Set task –
Reading down the listing below, count the lines where the word "index" shows up, then give only that count.

Supplied records –
^^^^

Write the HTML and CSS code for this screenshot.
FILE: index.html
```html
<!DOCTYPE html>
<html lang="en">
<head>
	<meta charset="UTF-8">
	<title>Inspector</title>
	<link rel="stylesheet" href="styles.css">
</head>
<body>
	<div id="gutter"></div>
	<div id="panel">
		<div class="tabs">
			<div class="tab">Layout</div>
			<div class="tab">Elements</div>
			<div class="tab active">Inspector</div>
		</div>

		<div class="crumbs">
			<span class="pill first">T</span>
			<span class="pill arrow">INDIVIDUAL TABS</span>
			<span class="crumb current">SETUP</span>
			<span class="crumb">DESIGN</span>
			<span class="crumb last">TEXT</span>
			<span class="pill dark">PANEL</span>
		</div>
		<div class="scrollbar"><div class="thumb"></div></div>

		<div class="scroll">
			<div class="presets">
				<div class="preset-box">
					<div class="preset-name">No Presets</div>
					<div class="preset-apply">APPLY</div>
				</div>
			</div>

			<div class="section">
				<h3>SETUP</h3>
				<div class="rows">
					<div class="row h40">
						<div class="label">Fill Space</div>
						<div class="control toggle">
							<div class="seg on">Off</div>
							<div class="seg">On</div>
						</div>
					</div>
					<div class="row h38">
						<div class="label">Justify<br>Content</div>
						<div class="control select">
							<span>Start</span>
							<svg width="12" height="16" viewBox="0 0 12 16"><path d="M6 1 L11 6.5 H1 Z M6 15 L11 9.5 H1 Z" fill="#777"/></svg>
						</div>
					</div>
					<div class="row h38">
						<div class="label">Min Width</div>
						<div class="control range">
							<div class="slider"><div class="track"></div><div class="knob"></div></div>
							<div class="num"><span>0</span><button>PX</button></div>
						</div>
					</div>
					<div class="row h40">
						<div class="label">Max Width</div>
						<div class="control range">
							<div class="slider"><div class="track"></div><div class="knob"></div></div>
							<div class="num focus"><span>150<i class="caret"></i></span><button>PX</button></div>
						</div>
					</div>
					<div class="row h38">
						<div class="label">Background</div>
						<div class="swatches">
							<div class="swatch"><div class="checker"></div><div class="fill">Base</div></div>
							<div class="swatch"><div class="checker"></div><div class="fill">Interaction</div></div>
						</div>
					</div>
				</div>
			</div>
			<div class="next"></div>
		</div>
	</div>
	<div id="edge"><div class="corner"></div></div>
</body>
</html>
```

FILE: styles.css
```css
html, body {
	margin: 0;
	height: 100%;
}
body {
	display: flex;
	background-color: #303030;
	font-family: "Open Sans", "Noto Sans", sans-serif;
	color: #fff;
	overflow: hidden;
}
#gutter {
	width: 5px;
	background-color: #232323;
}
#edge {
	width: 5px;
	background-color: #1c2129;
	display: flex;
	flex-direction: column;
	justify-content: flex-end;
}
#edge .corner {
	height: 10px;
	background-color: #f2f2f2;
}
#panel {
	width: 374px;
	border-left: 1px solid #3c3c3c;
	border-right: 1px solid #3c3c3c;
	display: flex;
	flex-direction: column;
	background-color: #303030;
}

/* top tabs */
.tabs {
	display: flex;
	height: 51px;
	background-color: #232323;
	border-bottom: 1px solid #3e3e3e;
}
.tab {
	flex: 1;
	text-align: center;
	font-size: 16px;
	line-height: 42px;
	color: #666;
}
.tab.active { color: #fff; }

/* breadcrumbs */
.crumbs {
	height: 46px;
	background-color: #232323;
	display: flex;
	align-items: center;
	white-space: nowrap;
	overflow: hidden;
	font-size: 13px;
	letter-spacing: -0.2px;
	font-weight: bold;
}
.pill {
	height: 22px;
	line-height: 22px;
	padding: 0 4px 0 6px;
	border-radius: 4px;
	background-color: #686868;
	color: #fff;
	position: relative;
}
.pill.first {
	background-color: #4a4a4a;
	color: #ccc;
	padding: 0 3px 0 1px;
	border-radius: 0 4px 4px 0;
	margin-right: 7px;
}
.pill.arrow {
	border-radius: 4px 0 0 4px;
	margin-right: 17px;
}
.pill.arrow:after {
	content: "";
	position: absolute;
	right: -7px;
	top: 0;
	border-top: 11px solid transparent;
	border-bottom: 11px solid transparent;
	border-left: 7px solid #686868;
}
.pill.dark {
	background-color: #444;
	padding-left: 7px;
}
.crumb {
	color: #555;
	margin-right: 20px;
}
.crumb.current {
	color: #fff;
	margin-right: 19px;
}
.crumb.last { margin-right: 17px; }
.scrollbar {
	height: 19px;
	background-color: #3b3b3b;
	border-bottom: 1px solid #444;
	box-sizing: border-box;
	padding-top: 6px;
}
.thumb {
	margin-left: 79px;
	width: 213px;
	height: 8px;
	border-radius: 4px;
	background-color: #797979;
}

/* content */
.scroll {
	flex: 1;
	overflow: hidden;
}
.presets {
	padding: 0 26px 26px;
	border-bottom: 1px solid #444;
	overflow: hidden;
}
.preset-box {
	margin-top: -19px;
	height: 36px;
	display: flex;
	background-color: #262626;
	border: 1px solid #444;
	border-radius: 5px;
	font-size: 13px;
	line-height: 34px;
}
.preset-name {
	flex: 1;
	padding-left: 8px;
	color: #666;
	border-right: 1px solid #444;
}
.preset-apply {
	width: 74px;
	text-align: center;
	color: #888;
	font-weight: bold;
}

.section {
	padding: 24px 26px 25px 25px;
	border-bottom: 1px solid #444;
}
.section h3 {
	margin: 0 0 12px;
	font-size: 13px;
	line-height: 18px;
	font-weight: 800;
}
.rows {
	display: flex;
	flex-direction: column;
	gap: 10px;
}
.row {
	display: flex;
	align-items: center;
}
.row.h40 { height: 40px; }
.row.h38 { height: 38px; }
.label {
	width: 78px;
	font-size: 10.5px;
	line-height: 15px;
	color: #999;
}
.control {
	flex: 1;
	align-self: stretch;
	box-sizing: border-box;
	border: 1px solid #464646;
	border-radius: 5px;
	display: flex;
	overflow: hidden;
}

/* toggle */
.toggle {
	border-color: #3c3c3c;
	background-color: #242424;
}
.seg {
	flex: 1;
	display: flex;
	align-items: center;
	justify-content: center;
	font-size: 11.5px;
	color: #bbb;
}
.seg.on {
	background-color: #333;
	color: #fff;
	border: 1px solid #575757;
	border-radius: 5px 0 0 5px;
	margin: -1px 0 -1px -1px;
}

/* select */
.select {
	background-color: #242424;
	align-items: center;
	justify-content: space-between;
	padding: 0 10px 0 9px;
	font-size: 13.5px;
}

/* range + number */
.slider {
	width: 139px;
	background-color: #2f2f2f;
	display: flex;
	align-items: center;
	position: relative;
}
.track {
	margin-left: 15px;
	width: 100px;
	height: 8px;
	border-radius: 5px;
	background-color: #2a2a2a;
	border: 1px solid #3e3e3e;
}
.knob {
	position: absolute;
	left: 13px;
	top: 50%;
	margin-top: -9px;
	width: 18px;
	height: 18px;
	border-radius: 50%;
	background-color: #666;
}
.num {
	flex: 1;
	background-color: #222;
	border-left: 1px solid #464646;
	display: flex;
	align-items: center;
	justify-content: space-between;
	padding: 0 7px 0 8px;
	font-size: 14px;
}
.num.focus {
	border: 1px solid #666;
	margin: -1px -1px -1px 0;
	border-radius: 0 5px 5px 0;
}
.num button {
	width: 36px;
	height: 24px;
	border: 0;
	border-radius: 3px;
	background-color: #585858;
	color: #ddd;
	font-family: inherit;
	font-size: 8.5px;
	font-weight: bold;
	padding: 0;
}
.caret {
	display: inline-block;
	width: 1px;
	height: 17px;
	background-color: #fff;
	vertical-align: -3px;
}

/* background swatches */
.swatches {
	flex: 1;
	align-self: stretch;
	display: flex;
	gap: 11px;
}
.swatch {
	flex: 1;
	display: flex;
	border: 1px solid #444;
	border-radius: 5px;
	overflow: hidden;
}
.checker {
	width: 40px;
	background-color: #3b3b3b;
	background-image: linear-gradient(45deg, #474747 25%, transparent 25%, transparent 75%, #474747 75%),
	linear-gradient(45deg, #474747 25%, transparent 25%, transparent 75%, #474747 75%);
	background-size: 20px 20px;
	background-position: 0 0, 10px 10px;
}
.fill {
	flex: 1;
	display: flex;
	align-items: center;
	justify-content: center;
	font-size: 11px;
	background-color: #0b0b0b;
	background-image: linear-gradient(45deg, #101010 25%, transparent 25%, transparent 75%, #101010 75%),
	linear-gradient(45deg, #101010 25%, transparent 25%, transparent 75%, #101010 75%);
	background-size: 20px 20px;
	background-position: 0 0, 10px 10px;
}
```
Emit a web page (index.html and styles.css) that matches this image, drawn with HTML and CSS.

^^^^

Response to the exercise –
2